Digital humanities


Maintained by: David J. Birnbaum (djbpitt@gmail.com) [Creative Commons BY-NC-SA 3.0 Unported License] Last modified: 2019-04-19T18:54:24+0000


Test #5: Schematron

The text

This test uses the text from Agatha Christie's novel The murder on the links, based on the version published by Project Gutenburg. You can download an XML version of the novel from http://dh.obdurodon.org/schematron-test-christie.xml.

This document has a root element <book> with two main child elements, <toc> for the table of contents and <text> for the body of the text. In the table of contents, there are <chapter> elements, the values of which are the chapter titles, and they also have an @n attribute that contains the chapter number. The <body> element also contains <chapter> child elements with @n attributes, but the chapter titles for these chapters are inside a child element of <chapter> called <ch-title>.

The task

Your task is to write a Schematron schema that will:

  1. Verify that chapter numbers (the values of the @n attributes) in both the table of contents and the body begin with 1 and run consecutively, that is, that each @n value in both the table of contents and the body is greater by 1 than the preceding value.
  2. Verify that the number of <chapter> elements in the table of contents is the same as the number of <chapter> elements in the body.

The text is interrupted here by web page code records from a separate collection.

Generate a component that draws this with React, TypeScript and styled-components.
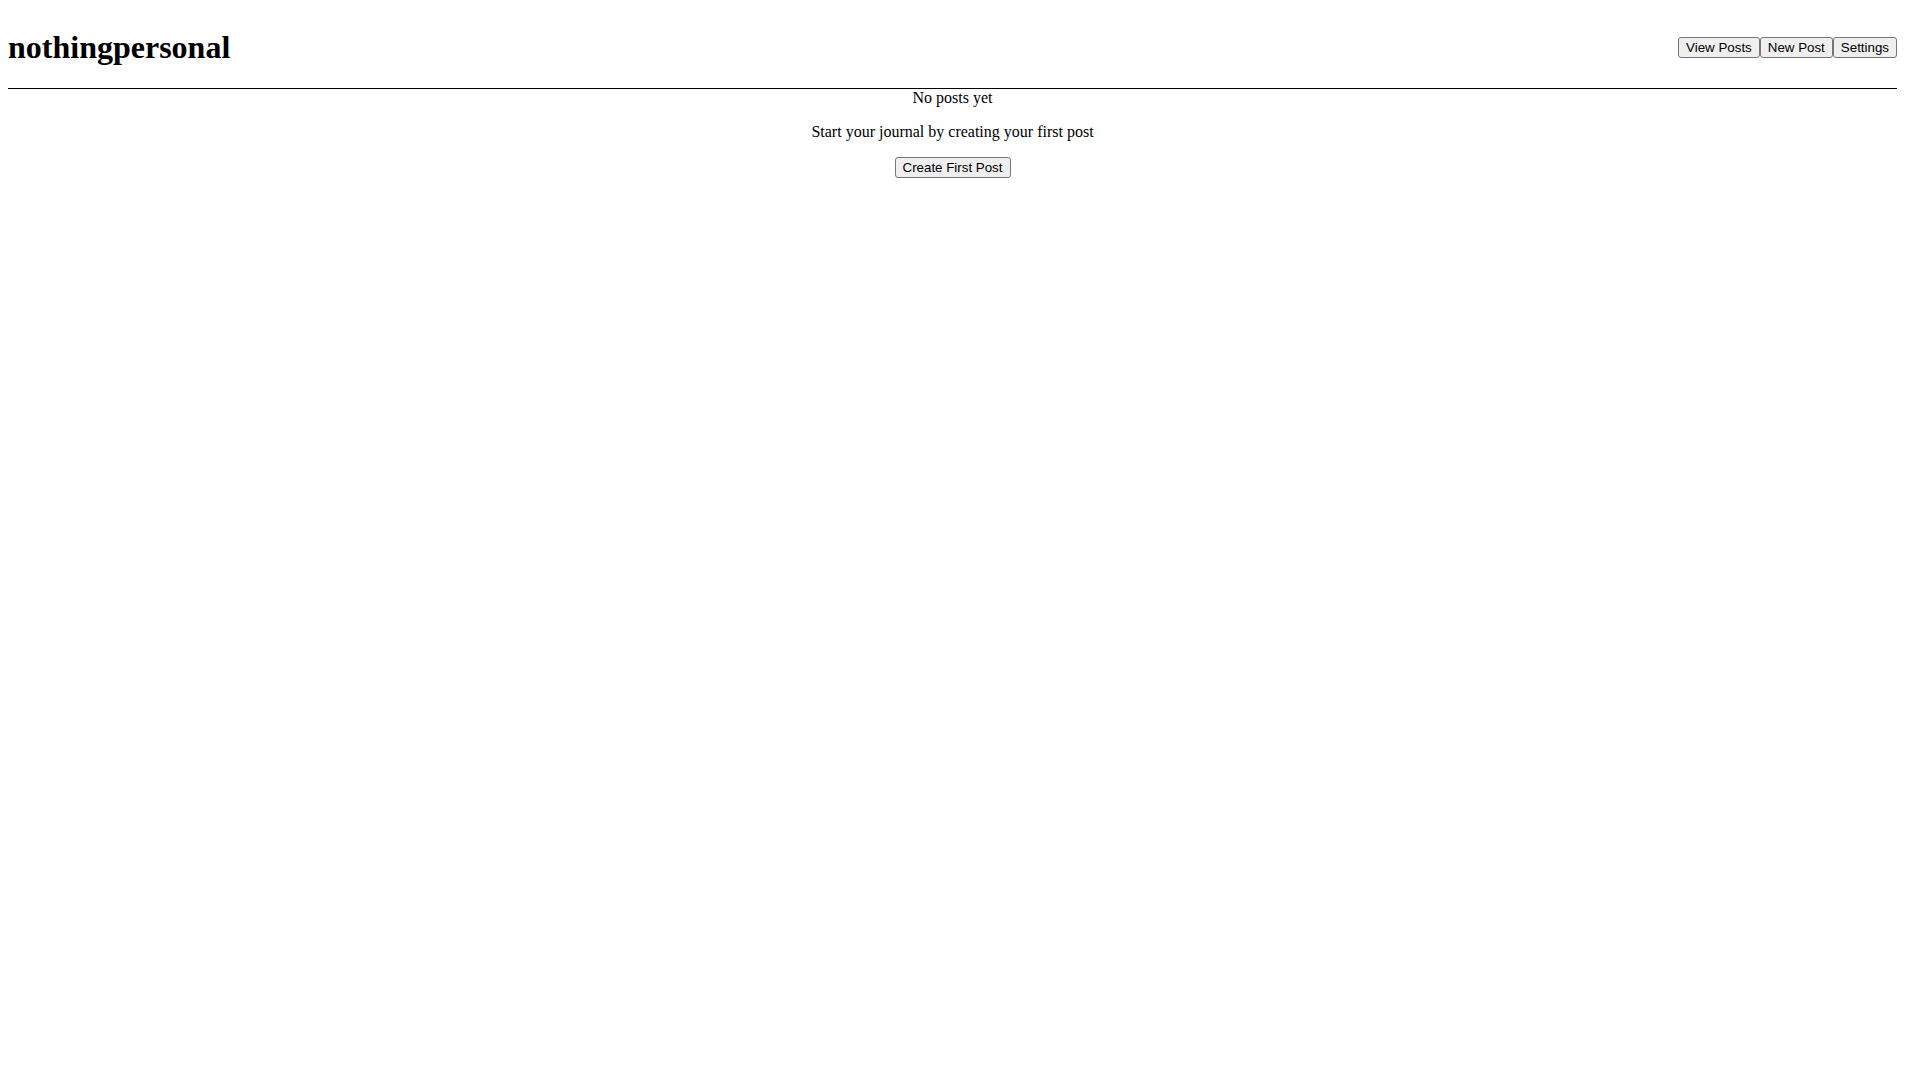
import React from 'react';
import styled, { createGlobalStyle } from 'styled-components';

// the reference was taken with a classic 15px scrollbar; keep that width free
const GlobalStyle = createGlobalStyle`
  body {
    margin: 8px 23px 8px 8px;
    font-family: "Liberation Serif", "Times New Roman", serif;
    font-size: 16px;
    color: #000;
    background: #fff;
  }
`;

const Page = styled.div`
  min-height: 100vh;
`;

const Header = styled.header`
  display: flex;
  justify-content: space-between;
  align-items: center;
  border-bottom: 1px solid #000;
`;

const Logo = styled.h1`
  font-size: 32px;
  font-weight: 700;
  margin: 21.44px 0;
`;

const Nav = styled.nav`
  display: flex;
`;

const Button = styled.button`
  font-family: "Liberation Sans", Arial, sans-serif;
  font-size: 13.333px;
  line-height: 15px;
  padding: 2px 7px;
  color: #000;
  background-color: #efefef;
  border: 1px solid #767676;
  border-radius: 3px;
  cursor: pointer;
`;

const Empty = styled.main`
  text-align: center;
`;

const EmptyTitle = styled.p`
  margin: 0;
`;

const EmptyText = styled.p`
  margin: 16px 0;
`;

export default function App() {
  return (
    <Page>
      <GlobalStyle />
      <Header>
        <Logo>nothingpersonal</Logo>
        <Nav>
          <Button>View Posts</Button>
          <Button>New Post</Button>
          <Button>Settings</Button>
        </Nav>
      </Header>
      <Empty>
        <EmptyTitle>No posts yet</EmptyTitle>
        <EmptyText>Start your journal by creating your first post</EmptyText>
        <Button>Create First Post</Button>
      </Empty>
    </Page>
  );
}
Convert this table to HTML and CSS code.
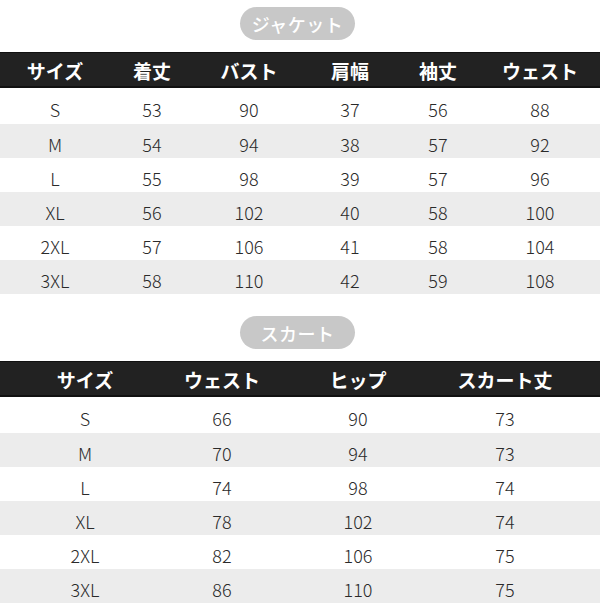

You should associate your schema with your XML document instance in <oXygen/> and verify that it works by changing some of the values in the table of contents and in the body in the XML. When you are satisfied with your answer, please upload just the Schematron file (not the XML) to Courseweb.

Our Answer

Our Schematron schema used to validate the document is below:

<?xml version="1.0" encoding="UTF-8"?>
<sch:schema xmlns:sch="http://purl.oclc.org/dsdl/schematron" queryBinding="xslt2"
    xmlns:sqf="http://www.schematron-quickfix.com/validator/process"
    xmlns="http://purl.oclc.org/dsdl/schematron">
    <pattern>
        <rule context="chapter[1]">
            <assert test="@n = 1">First chapter does not have an @n value of "1".</assert>
        </rule>
        <rule context="chapter[preceding-sibling::chapter]">
            <assert test="(number(@n) - number(preceding-sibling::chapter[1]/@n)) = 1">Chapters
                are not numbered correctly.</assert>
        </rule>
        <rule context="book">
            <assert test="count(toc/chapter) eq count(text/chapter)">The number of chapters in the
                table of contents is not equal to the number of chapters in the text.</assert>
        </rule>
    </pattern>
</sch:schema>

Explanation

The first rule fires on all first chapters and verifies that they have an @n value of 1. There are two first chapters, the first one in the table of contents and the first one in the body of the document. The pattern for this rule will match both of them.

The second rule fires on all non-first chapters, that is, all chapters that have a preceding sibling <chapter> element. For each of them it finds the first preceding sibling chapter and subtracts its @n value from that of the current chapter. The difference will be 1 as long as the values run consecutively. While a human would understand that each chapter has a number one greater than the number of the preceding chapter cannot apply to the first chapter because it doesn’t have a preceding chapter at all (and therefore not a preceding chapter number), a computer cannot draw that real-world inference, so we have to specify it with the predicate.

The third rule starts from the <book> element and verifies that its <toc> and <text> children both have the same number of <chapter> children. Since we’ve verified independently that both start at 1 and run consecutively, if this condition is also met, that means that the numbers all correspond.